Autrement dit, il n'est pas bling bling tout en prenant des formes concrètes identifiables. C'est un temps de délicatesse qui vise à avancer avec l'autre sans lui faire sentir la moindre gêne, sans lui poser la moindre question. C'est une vraie présence, une vraie mise en présence, car ne reçoit que celui qui s'abandonne.
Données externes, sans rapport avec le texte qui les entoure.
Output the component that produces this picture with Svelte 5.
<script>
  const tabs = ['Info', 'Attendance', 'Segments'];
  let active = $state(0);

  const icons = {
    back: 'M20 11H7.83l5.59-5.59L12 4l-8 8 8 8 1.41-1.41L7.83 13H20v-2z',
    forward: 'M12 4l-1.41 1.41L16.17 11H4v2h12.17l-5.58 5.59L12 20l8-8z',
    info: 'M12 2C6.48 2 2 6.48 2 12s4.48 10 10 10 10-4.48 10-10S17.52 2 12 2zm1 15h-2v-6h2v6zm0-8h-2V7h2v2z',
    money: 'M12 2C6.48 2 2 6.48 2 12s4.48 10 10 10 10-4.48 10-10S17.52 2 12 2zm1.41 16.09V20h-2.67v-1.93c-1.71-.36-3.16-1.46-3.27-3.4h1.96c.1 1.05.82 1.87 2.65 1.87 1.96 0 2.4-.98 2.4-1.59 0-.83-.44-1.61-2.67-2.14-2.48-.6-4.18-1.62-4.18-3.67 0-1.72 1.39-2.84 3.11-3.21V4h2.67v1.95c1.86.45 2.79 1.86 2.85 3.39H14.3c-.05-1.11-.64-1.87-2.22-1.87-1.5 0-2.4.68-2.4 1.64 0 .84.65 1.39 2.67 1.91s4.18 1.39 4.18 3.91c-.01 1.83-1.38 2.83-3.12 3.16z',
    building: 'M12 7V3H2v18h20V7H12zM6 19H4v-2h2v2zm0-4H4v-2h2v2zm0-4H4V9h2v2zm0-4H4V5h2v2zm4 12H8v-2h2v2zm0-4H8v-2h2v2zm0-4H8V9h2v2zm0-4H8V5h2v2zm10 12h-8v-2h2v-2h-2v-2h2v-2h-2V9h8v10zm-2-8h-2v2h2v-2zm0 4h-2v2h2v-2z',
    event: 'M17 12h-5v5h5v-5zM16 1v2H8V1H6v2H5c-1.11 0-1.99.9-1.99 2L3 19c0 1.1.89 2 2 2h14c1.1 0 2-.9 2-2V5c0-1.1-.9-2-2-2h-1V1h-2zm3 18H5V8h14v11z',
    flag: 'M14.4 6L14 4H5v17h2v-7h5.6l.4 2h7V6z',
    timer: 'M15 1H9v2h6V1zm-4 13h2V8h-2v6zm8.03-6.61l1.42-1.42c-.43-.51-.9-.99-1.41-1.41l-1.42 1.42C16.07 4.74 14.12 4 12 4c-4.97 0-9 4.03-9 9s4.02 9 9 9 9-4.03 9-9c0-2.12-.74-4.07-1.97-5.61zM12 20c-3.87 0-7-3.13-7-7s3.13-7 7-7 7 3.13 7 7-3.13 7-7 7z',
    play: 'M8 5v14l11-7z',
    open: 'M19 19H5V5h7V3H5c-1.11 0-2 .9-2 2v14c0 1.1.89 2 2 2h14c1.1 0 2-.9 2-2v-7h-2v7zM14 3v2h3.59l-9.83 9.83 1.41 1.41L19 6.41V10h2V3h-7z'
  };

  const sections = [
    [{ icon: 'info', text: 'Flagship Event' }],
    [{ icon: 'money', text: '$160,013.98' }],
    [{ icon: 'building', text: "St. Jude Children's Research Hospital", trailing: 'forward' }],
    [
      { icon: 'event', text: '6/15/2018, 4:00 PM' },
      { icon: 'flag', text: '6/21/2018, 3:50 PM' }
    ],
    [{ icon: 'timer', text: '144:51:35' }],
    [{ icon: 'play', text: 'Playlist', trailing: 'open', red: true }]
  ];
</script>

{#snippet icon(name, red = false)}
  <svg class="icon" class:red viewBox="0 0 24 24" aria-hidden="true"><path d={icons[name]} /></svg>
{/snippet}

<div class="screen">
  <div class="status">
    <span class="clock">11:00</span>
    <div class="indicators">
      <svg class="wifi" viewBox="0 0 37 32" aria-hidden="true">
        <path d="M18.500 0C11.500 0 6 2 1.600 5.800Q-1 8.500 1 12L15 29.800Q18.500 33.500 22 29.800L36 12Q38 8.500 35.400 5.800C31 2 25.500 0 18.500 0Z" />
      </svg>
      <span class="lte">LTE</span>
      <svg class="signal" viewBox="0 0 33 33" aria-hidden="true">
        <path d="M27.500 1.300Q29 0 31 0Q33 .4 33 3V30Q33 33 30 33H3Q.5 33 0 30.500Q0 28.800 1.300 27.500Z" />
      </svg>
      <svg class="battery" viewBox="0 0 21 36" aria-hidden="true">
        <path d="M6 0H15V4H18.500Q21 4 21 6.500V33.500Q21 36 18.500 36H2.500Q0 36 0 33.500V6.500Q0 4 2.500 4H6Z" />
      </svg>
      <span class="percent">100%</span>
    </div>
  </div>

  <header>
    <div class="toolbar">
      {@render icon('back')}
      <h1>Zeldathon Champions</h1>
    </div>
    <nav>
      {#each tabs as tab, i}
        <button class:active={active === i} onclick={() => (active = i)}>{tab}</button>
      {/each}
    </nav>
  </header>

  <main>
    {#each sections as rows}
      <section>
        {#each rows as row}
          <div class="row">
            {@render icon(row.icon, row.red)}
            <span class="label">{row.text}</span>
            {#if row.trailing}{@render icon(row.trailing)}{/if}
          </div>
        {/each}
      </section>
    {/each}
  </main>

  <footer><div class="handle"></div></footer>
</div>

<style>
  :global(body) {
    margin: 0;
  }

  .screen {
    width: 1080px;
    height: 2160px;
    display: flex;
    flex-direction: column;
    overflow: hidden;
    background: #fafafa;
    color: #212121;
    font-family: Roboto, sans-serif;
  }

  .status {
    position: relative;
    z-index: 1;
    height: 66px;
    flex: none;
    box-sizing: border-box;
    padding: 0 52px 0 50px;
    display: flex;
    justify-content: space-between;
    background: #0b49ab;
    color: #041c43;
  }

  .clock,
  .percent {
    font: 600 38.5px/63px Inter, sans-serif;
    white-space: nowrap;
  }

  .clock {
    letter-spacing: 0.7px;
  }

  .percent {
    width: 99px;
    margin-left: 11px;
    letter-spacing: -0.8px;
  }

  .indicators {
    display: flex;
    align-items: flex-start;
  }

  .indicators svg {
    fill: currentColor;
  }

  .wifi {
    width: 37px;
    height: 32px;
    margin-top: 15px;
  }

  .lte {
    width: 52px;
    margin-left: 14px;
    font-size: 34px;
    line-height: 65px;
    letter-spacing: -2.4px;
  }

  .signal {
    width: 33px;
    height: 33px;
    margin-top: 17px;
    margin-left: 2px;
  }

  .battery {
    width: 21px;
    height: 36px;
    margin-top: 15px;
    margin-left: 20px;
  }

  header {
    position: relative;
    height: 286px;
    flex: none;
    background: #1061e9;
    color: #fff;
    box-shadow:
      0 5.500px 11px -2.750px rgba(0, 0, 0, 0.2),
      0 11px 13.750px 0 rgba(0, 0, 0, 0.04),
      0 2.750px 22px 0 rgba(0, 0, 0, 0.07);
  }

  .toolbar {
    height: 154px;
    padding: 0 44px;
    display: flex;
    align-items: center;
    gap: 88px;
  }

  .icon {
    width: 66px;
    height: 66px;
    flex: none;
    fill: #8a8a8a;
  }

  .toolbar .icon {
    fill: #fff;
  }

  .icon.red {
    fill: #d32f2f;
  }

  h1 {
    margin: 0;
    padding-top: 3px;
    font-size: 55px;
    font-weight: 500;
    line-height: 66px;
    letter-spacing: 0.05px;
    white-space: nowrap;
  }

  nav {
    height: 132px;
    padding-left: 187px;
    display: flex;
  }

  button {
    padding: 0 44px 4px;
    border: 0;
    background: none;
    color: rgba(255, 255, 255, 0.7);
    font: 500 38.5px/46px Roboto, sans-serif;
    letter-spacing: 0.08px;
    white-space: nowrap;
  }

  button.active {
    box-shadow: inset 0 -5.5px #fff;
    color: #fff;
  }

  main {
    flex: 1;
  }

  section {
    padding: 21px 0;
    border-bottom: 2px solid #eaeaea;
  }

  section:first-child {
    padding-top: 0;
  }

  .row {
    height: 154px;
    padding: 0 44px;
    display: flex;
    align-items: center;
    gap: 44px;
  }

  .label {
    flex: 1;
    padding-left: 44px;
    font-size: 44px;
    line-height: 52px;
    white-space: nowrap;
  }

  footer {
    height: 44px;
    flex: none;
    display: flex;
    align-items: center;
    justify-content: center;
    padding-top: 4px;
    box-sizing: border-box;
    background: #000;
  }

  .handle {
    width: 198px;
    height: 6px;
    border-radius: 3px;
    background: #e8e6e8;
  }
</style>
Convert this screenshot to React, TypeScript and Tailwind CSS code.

Le jeûne doit donc être compris comme une œuvre de prière. Mais il faut encore lui ajouter le caractère des œuvres de justice, car l'amour de Dieu est inséparable de l'amour du prochain, non pas seulement de celui qui m'est proche (celui que j'aime et dont la présence m'enchante), mais encore de celui qui s'approche (et croise ma route sans que je l'aie choisi). L'œuvre de justice n'est pas autre chose que la manifestation de la miséricorde de Dieu. Mettons un peu de miséricorde (ce qui est une vision surnaturelle de l'amour) dans une époque compassionnelle, préférons la conscience bonne à la bonne conscience. Le pape saint Léon le Grand exprima fort bien ces choses :
Mais voici revenus les jours plus spécialement marqués par les mystères qui ont renouvelé les hommes, les jours qui précèdent immédiatement la fête de Pâques ; nous sommes donc invités à nous y préparer plus activement par une religieuse purification. [...]
Rien n'est plus profitable que de joindre aux jeûnes spirituels et religieux la pratique de l'aumône ; sous le nom de miséricorde, elle englobe beaucoup d'actions de bonté qui méritent l'éloge, et c'est ainsi que les âmes de tous les croyants peuvent se rejoindre dans un même mérite, malgré l'inégalité de leurs ressources.